%%

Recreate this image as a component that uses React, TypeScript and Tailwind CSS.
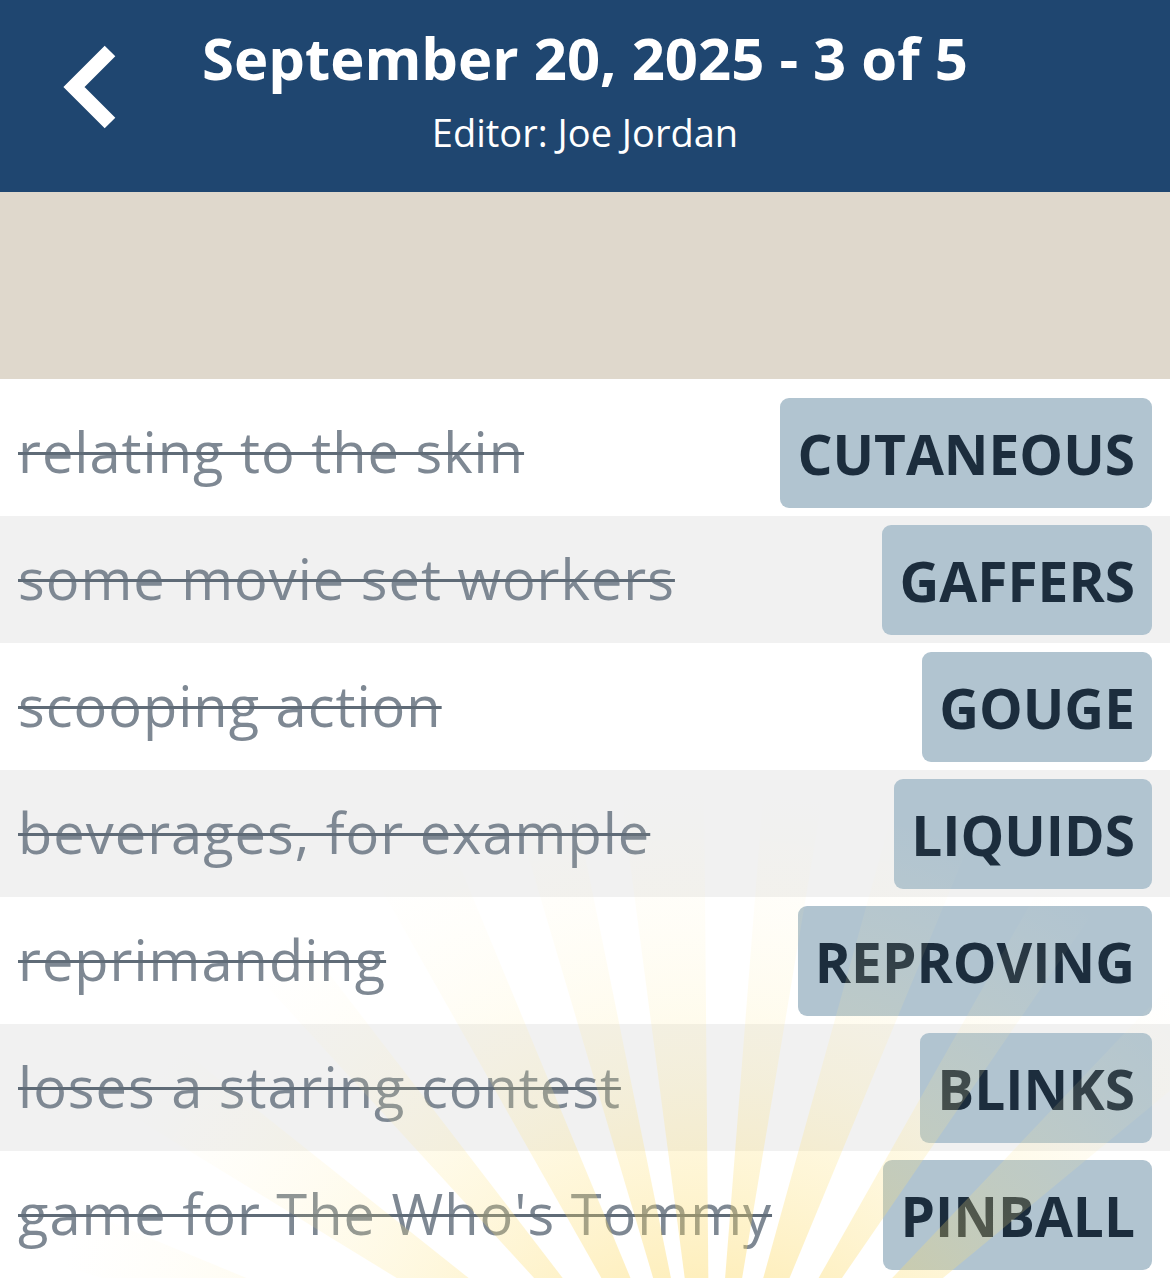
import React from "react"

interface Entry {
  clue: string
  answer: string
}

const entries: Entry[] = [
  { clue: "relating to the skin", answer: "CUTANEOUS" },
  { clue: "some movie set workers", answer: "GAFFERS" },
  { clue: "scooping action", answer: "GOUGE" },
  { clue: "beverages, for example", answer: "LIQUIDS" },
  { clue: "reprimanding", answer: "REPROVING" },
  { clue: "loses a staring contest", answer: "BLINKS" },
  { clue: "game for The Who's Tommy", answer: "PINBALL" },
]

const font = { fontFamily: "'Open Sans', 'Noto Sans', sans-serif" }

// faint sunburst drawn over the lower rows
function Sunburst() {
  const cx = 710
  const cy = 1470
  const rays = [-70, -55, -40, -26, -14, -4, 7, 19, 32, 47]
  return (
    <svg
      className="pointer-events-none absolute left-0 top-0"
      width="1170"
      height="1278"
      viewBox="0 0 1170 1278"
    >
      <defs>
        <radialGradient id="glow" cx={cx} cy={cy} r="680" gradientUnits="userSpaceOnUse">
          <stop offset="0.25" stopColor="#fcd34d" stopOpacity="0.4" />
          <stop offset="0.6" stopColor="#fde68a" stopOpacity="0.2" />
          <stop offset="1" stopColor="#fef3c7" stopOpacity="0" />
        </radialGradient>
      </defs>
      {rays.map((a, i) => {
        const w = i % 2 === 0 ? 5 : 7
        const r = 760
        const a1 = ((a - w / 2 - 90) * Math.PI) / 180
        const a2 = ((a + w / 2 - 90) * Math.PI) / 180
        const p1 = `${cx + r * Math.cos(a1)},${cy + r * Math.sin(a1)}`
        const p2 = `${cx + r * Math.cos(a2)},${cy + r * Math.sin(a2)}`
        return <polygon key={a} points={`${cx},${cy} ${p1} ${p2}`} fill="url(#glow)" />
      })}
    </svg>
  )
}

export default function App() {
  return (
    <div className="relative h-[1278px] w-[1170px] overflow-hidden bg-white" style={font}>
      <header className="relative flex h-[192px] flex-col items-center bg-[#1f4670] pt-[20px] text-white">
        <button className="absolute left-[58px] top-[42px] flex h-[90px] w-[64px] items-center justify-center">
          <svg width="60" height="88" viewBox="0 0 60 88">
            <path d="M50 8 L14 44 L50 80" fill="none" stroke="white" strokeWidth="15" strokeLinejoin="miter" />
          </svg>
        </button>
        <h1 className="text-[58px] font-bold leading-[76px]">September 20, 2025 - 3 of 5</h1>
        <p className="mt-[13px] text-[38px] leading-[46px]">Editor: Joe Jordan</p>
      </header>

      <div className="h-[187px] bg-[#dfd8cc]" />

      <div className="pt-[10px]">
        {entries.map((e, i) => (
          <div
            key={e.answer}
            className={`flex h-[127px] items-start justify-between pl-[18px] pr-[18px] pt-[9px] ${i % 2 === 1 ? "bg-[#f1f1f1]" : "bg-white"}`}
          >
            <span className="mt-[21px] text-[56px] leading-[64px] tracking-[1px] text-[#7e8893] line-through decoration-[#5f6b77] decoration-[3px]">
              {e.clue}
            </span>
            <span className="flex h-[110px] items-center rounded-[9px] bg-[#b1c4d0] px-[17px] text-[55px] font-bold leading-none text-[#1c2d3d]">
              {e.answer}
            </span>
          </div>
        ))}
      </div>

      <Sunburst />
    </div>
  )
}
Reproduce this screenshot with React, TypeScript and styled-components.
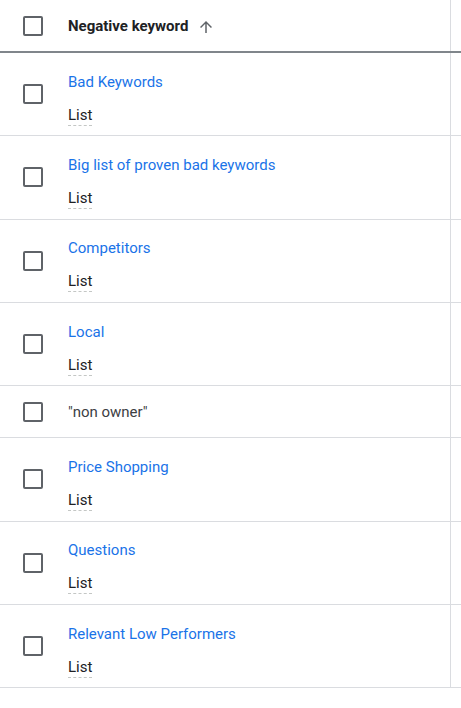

%%

What you need to do:
Pictures in the records above are left out; print everything else exactly as written.

The reply:
Recreate this image as a component that uses React, TypeScript and Tailwind CSS.
import React from "react"

interface Entry {
  clue: string
  answer: string
}

const entries: Entry[] = [
  { clue: "relating to the skin", answer: "CUTANEOUS" },
  { clue: "some movie set workers", answer: "GAFFERS" },
  { clue: "scooping action", answer: "GOUGE" },
  { clue: "beverages, for example", answer: "LIQUIDS" },
  { clue: "reprimanding", answer: "REPROVING" },
  { clue: "loses a staring contest", answer: "BLINKS" },
  { clue: "game for The Who's Tommy", answer: "PINBALL" },
]

const font = { fontFamily: "'Open Sans', 'Noto Sans', sans-serif" }

// faint sunburst drawn over the lower rows
function Sunburst() {
  const cx = 710
  const cy = 1470
  const rays = [-70, -55, -40, -26, -14, -4, 7, 19, 32, 47]
  return (
    <svg
      className="pointer-events-none absolute left-0 top-0"
      width="1170"
      height="1278"
      viewBox="0 0 1170 1278"
    >
      <defs>
        <radialGradient id="glow" cx={cx} cy={cy} r="680" gradientUnits="userSpaceOnUse">
          <stop offset="0.25" stopColor="#fcd34d" stopOpacity="0.4" />
          <stop offset="0.6" stopColor="#fde68a" stopOpacity="0.2" />
          <stop offset="1" stopColor="#fef3c7" stopOpacity="0" />
        </radialGradient>
      </defs>
      {rays.map((a, i) => {
        const w = i % 2 === 0 ? 5 : 7
        const r = 760
        const a1 = ((a - w / 2 - 90) * Math.PI) / 180
        const a2 = ((a + w / 2 - 90) * Math.PI) / 180
        const p1 = `${cx + r * Math.cos(a1)},${cy + r * Math.sin(a1)}`
        const p2 = `${cx + r * Math.cos(a2)},${cy + r * Math.sin(a2)}`
        return <polygon key={a} points={`${cx},${cy} ${p1} ${p2}`} fill="url(#glow)" />
      })}
    </svg>
  )
}

export default function App() {
  return (
    <div className="relative h-[1278px] w-[1170px] overflow-hidden bg-white" style={font}>
      <header className="relative flex h-[192px] flex-col items-center bg-[#1f4670] pt-[20px] text-white">
        <button className="absolute left-[58px] top-[42px] flex h-[90px] w-[64px] items-center justify-center">
          <svg width="60" height="88" viewBox="0 0 60 88">
            <path d="M50 8 L14 44 L50 80" fill="none" stroke="white" strokeWidth="15" strokeLinejoin="miter" />
          </svg>
        </button>
        <h1 className="text-[58px] font-bold leading-[76px]">September 20, 2025 - 3 of 5</h1>
        <p className="mt-[13px] text-[38px] leading-[46px]">Editor: Joe Jordan</p>
      </header>

      <div className="h-[187px] bg-[#dfd8cc]" />

      <div className="pt-[10px]">
        {entries.map((e, i) => (
          <div
            key={e.answer}
            className={`flex h-[127px] items-start justify-between pl-[18px] pr-[18px] pt-[9px] ${i % 2 === 1 ? "bg-[#f1f1f1]" : "bg-white"}`}
          >
            <span className="mt-[21px] text-[56px] leading-[64px] tracking-[1px] text-[#7e8893] line-through decoration-[#5f6b77] decoration-[3px]">
              {e.clue}
            </span>
            <span className="flex h-[110px] items-center rounded-[9px] bg-[#b1c4d0] px-[17px] text-[55px] font-bold leading-none text-[#1c2d3d]">
              {e.answer}
            </span>
          </div>
        ))}
      </div>

      <Sunburst />
    </div>
  )
}
Reproduce this screenshot with React, TypeScript and styled-components.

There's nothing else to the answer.